Municípios com maiores valores vetados do FEM
(valores absolutos)
1 - Belo Horizonte: R$ 83,2 milhões
2 - Contagem: R$ 27,5 milhões
3 - Uberlândia: R$ 26,8 milhões
4 - Betim: R$ 23,3 milhões
5 - Juiz de Fora: R$ 20 milhões
6 - Montes Claros: R$ 19,6 milhões
7 - Ribeirão das Neves: R$ 16,7 milhões
8 - Governador Valadares: R$ 15,3 milhões
9 - Ipatinga: R$ 11,1 milhões
10 - Santa Luzia: R$ 10,9 milhões
(Dados do estudo “Cálculo da Distribuição dos Valores do Fundo de Erradicação da Miséria por Municípios Mineiros para Financiamento da Política da Assistência Social”)
Entenda o FEM
Extinto temporariamente pelo governo de Minas em 2023, o Fundo de Erradicação da Miséria (FEM) foi retomado em janeiro de 2024 e é financiado pelo adicional de 2% na alíquota do ICMS sobre bens considerados supérfluos (como bebidas alcoólicas, cigarros e armas, por exemplo). Pela lei, os recursos do FEM serão arrecadados até 2026 e devem custear, principalmente, o Piso Mineiro de Assistência Social, cujo repasse mensal aos municípios é de R$ 2,40 por família inscrita no CadÚnico.
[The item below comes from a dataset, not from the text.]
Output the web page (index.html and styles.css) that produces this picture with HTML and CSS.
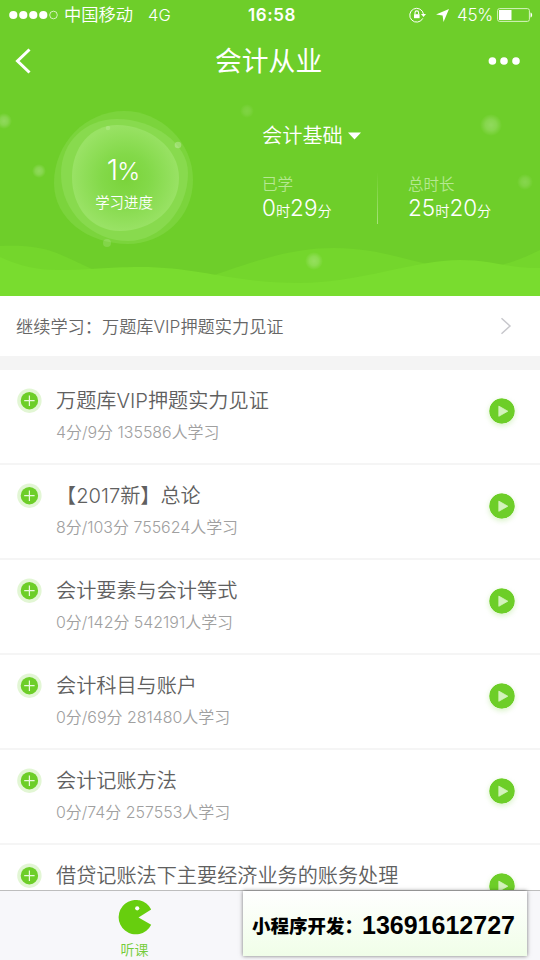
FILE: index.html
```html
<!DOCTYPE html>
<html lang="zh-CN">
<head>
<meta charset="utf-8">
<meta name="viewport" content="width=device-width, initial-scale=1">
<title>会计从业</title>
<link rel="stylesheet" href="styles.css">
</head>
<body>
<svg class="defs" aria-hidden="true">
  <defs>
    <symbol id="plus" viewBox="0 0 26 26">
      <circle cx="13.4" cy="12.7" r="12.2" fill="#e2f6d4"/>
      <circle cx="13.4" cy="12.7" r="8.7" fill="#6dce28"/>
      <path d="M13.4 7.5v10.4M8.2 12.7h10.4" stroke="#e9fadc" stroke-width="1.2" fill="none"/>
    </symbol>
    <symbol id="play" viewBox="0 0 26 26">
      <circle cx="13" cy="13" r="12.8" fill="#6dce28"/>
      <path d="M9.8 8.1v10.2l9-5.1z" fill="#d3f3bc" stroke="#d3f3bc" stroke-width=".8" stroke-linejoin="round"/>
    </symbol>
  </defs>
</svg>
<div class="screen">
  <header class="hero">
    <svg class="scene" viewBox="0 0 540 296" aria-hidden="true">
      <defs>
        <radialGradient id="orb"><stop offset="0" stop-color="#7ad33a"/><stop offset=".45" stop-color="#83d949"/><stop offset="1" stop-color="#99e265"/></radialGradient>
        <radialGradient id="dot"><stop offset="0" stop-color="#fff" stop-opacity=".24"/><stop offset=".5" stop-color="#fff" stop-opacity=".17"/><stop offset="1" stop-color="#fff" stop-opacity="0"/></radialGradient>
      </defs>
      <path d="M0 246C28 245 44 247 66 257C99 272 122 286 160 286C207 286 262 248 334 248C391 248 421 269 468 269C502 269 523 258 540 250V296H0Z" fill="#74d62c"/>
      <path d="M0 257C22 267 38 270 60 270C91 270 105 267 140 267C201 267 231 283 299 283C357 283 417 260 460 260C494 260 510 269 540 268V296H0Z" fill="#79dc2f"/>
      <path d="M124 111C160 111 193 141 193 180C193 218 162 244 128 244C88 244 54 219 54 183C54 143 86 111 124 111Z" fill="#7bd43c"/>
      <path d="M117 119C153 119 188 143 188 173C188 210 160 241 128 241C93 241 61 213 61 174C61 141 86 119 117 119Z" fill="#88da4e"/>
      <path d="M117 125C148 125 179 147 179 178C179 209 151 231 120 231C91 231 72 207 72 177C72 147 91 125 117 125Z" fill="url(#orb)"/>
      <g fill="url(#dot)">
        <circle cx="4" cy="121" r="8"/><circle cx="39" cy="171" r="7"/><circle cx="247" cy="111" r="7" opacity=".5"/>
        <circle cx="491" cy="125" r="11"/><circle cx="525" cy="182" r="8" opacity=".7"/><circle cx="314" cy="261" r="9"/>
      </g>
      <g fill="#fff"><circle cx="178" cy="145" r="3.3" opacity=".25"/><circle cx="108" cy="128" r="2.3" opacity=".15"/><circle cx="107" cy="243" r="4" opacity=".14"/></g>
    </svg>
    <div class="status">
      <svg class="signal" width="50" height="10" viewBox="0 0 50 10" fill="#fff"><circle cx="4.3" cy="5" r="4.1"/><circle cx="14.3" cy="5" r="4.1"/><circle cx="24.3" cy="5" r="4.1"/><circle cx="34.3" cy="5" r="4.1"/><circle cx="44.5" cy="5" r="3.8" fill="none" stroke="#fff" stroke-width=".7"/></svg>
      <span class="carrier">中国移动</span>
      <span class="network">4G</span>
      <span class="clock">16:58</span>
      <svg class="lock" width="18" height="16" viewBox="0 0 18 16" fill="none" stroke="#fff"><path d="M13.8 11.4A6.9 6.9 0 1 1 14.5 7.2" stroke-width="1"/><path d="M12 7h5l-2.5 3z" fill="#fff" stroke="none"/><path d="M5 7.2h5.6v4H5z" fill="#fff" stroke="none"/><path d="M6 7.2V5.7a1.8 1.8 0 0 1 3.6 0v1.5" stroke-width="1.1"/></svg>
      <svg class="locate" width="13" height="13" viewBox="0 0 13 13"><path d="M13 0L7.5 13L6.6 6.4L0 5.5z" fill="#fff"/></svg>
      <span class="percent">45%</span>
      <svg class="battery" width="36" height="14" viewBox="0 0 36 14"><rect x=".6" y=".6" width="31.8" height="12.8" rx="2" fill="none" stroke="#d7f3c1" stroke-width="1"/><path d="M2 2h12.5v10H2z" fill="#fff"/><path d="M33.5 4.5c2.2.4 2.2 4.6 0 5z" fill="#fff"/></svg>
    </div>
    <nav class="navbar">
      <svg class="back" width="18" height="26" viewBox="0 0 18 26"><path d="M16.5 1.5L4.5 13L16.5 24.5" fill="none" stroke="#fff" stroke-width="3"/></svg>
      <h1>会计从业</h1>
      <svg class="more" width="32" height="8" viewBox="0 0 32 8" fill="#fff"><circle cx="4.4" cy="4" r="3.8"/><circle cx="16" cy="4" r="3.8"/><circle cx="28" cy="4" r="3.8"/></svg>
    </nav>
    <div class="summary">
      <div class="progress"><div class="rate"><b>1</b>%</div><div class="rate-label">学习进度</div></div>
      <div class="course">
        <div class="subject">会计基础<svg width="13" height="8" viewBox="0 0 13 8"><path d="M0 .5h13L6.5 7.5z" fill="#fff"/></svg></div>
        <div class="times">
          <div class="time learned"><div class="label">已学</div><div class="value">0<small>时</small>29<small>分</small></div></div>
          <div class="time total"><div class="label">总时长</div><div class="value">25<small>时</small>20<small>分</small></div></div>
        </div>
      </div>
    </div>
  </header>
  <a class="resume"><span>继续学习：万题库<i>VIP</i>押题实力见证</span><svg width="12" height="18" viewBox="0 0 12 18"><path d="M1.5 1.2L10 9L1.5 16.8" fill="none" stroke="#c7c7cc" stroke-width="1.5"/></svg></a>
  <main class="lessons">
    <article class="lesson"><svg class="plus"><use href="#plus"/></svg><div class="info"><h2>万题库<i>VIP</i>押题实力见证</h2><p>4分/9分 135586人学习</p></div><svg class="play"><use href="#play"/></svg></article>
    <article class="lesson"><svg class="plus"><use href="#plus"/></svg><div class="info"><h2>【<i>2017</i>新】总论</h2><p>8分/103分 755624人学习</p></div><svg class="play"><use href="#play"/></svg></article>
    <article class="lesson"><svg class="plus"><use href="#plus"/></svg><div class="info"><h2>会计要素与会计等式</h2><p>0分/142分 542191人学习</p></div><svg class="play"><use href="#play"/></svg></article>
    <article class="lesson"><svg class="plus"><use href="#plus"/></svg><div class="info"><h2>会计科目与账户</h2><p>0分/69分 281480人学习</p></div><svg class="play"><use href="#play"/></svg></article>
    <article class="lesson"><svg class="plus"><use href="#plus"/></svg><div class="info"><h2>会计记账方法</h2><p>0分/74分 257553人学习</p></div><svg class="play"><use href="#play"/></svg></article>
    <article class="lesson"><svg class="plus"><use href="#plus"/></svg><div class="info"><h2>借贷记账法下主要经济业务的账务处理</h2></div><svg class="play"><use href="#play"/></svg></article>
  </main>
  <footer class="tabs">
    <div class="tab"><svg width="34" height="35" viewBox="0 0 34 35"><path d="M33.2 9.5A17.2 17.2 0 1 0 33.2 24.8L20.5 17.4Z" fill="#67ce0e"/><circle cx="19.2" cy="8.3" r="2.1" fill="#fff"/></svg><span>听课</span></div>
  </footer>
  <aside class="contact"><span>小程序开发：</span><strong>13691612727</strong></aside>
</div>
</body>
</html>
```
FILE: styles.css
```css
* { box-sizing: border-box; margin: 0; padding: 0; }
body { width: 540px; height: 960px; overflow: hidden; background: #fff; font-family: Inter, "Noto Sans CJK SC", sans-serif; font-weight: 350; }
i { font-style: normal; }
svg { display: block; flex: none; }
.defs { position: absolute; width: 0; height: 0; }
.screen { position: relative; width: 540px; height: 960px; display: flex; flex-direction: column; overflow: hidden; }

.hero { position: relative; height: 296px; flex: none; background: #6ece2a; color: #fff; isolation: isolate; }
.scene { position: absolute; inset: 0; width: 540px; height: 296px; z-index: -1; }
.status { height: 30px; padding: 0 8px 0 9px; display: flex; align-items: center; font-size: 16.5px; line-height: 30px; white-space: nowrap; }
.carrier { width: 84px; padding-left: 5px; font-size: 17.3px; }
.network { width: 105px; padding-left: 5px; }
.clock { width: 161px; font-weight: 600; font-size: 17px; letter-spacing: .6px; }
.lock { margin-right: 9px; }
.locate { margin-right: 8px; }
.percent { width: 40px; font-size: 17px; letter-spacing: -.3px; }
.battery { margin-right: -1px; }
.navbar { height: 60px; padding: 1px 20px 0 13px; display: flex; align-items: center; }
.navbar h1 { margin: 1px auto 0 184px; font-size: 26.8px; font-weight: 400; line-height: 60px; }
.summary { display: flex; }
.progress { width: 262px; padding: 62px 14px 0 0; text-align: center; }
.rate { height: 36px; font-size: 24.5px; line-height: 36px; letter-spacing: -1px; font-weight: 300; padding-right: 2px; }
.rate b { font-size: 29px; font-weight: 300; }
.rate-label { margin-top: 5px; font-size: 14.4px; line-height: 20px; }
.course { padding-top: 31px; }
.subject { display: flex; align-items: center; gap: 5px; height: 30px; font-size: 20.2px; line-height: 30px; }
.times { display: flex; margin-top: 22px; }
.time { height: 51px; }
.learned { width: 116px; border-right: 1px solid; border-image: linear-gradient(transparent, #a9e37e) 1; }
.total { padding-left: 30px; }
.label { font-size: 15.5px; line-height: 24px; color: #b6e892; }
.value { height: 24px; font-size: 22.5px; line-height: 22px; font-weight: 300; white-space: nowrap; }
.value small { font-size: 14.2px; font-weight: 350; }

.resume { height: 74px; flex: none; padding: 0 28px 0 16px; display: flex; align-items: center; justify-content: space-between; border-bottom: 14px solid #f4f4f4; font-size: 17.2px; color: #666; }
.resume span { margin-top: -2px; }

.lessons { height: 520px; flex: none; overflow: hidden; }
.lesson { height: 95px; padding: 0 25px 0 16px; display: flex; border-bottom: 2px solid #f5f5f5; }
.plus { width: 26px; height: 26px; margin-top: 18px; }
.info { flex: 1; padding: 16px 0 0 14px; white-space: nowrap; }
.info h2 { height: 30px; font-size: 20.15px; line-height: 30px; font-weight: 350; color: #606060; }
.info p { margin-top: 5px; font-size: 15.95px; line-height: 24px; color: #a0a0a0; }
.play { width: 26px; height: 26px; margin-top: 28px; border-radius: 50%; box-shadow: 0 2px 5px #6dce2840; }

.tabs { height: 70px; flex: none; background: #f7f7fa; border-top: 1px solid #bdbdbd; }
.tab { width: 269px; padding-top: 9px; display: flex; flex-direction: column; align-items: center; }
.tab span { margin-top: 4px; font-size: 14px; line-height: 22px; color: #74cc38; }
.contact { position: absolute; left: 243px; top: 891px; width: 284px; height: 65px; padding: 3px 0 0 9px; display: flex; align-items: center; background: linear-gradient(#fff, #f0fee8); box-shadow: 0 0 4px #0008; color: #000; white-space: nowrap; }
.contact span { width: 110px; font-size: 18.5px; font-weight: 900; }
.contact strong { font: 700 25px "Liberation Sans", sans-serif; }
```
Segundo a deputada Bella Gonçalves, esse valor pode subir para cerca de R$ 24, caso o dinheiro do FEM seja integralmente destinado ao Fundo Estadual de Assistência Social.
Governo não criou grupo para gerir recursos do FEM
Doze anos após a criação do Fundo de Erradicação da Miséria (FEM) em Minas, o governo do Estado não tem um grupo coordenador, previsto por lei, para gerir os recursos destinados ao combate à pobreza. Sancionada em dezembro de 2011, a Lei 19.990 prevê que o dinheiro do fundo deve ser administrado por um coletivo formado por representantes do Executivo, Legislativo e de conselhos estaduais. No entanto, a Secretaria de Estado de Planejamento e Gestão (Seplag) admitiu, em nota, que ainda está “estudando a forma mais adequada de compor o grupo coordenador”.
“Para vetar a emenda (que vincula o FEM ao Fundo Estadual de Assistência Social), o Estado alega que o fundo tem um conselho gestor e um plano de erradicação da miséria, mas esse conselho não existe há anos e o plano também não”, critica a deputada estadual Bella Gonçalves (PSOL), que questiona os critérios que vêm sendo adotados para aplicação dos recursos.
A Seplag esclarece que o veto de Zema se baseia no fato de a lei prever que a destinação do FEM extrapola a área de atuação do Sistema Único de Assistência Social. Segundo a pasta, além do enfrentamento à pobreza, da proteção social e da garantia de alimentação adequada, os recursos do fundo também devem ser usados para garantir a melhoria do padrão de vida, das condições de habitação e saneamento, além de ser empenhado para a geração de trabalho e renda, formação profissional e mitigação de danos socioeconômicos decorrentes de decretação de estado de calamidade pública.
Apesar do argumento, parlamentares da oposição prometem acionar o Tribunal de Contas do Estado (TCE-MG) nos próximos dias para solicitar uma auditoria para analisar a destinação de valores do FEM desde 2011. “Acreditamos que há um recurso milionário que já foi desviado para outras finalidades e que o Estado deve aos municípios. A gente não vai desistir desse valor”, afirma Bella Gonçalves.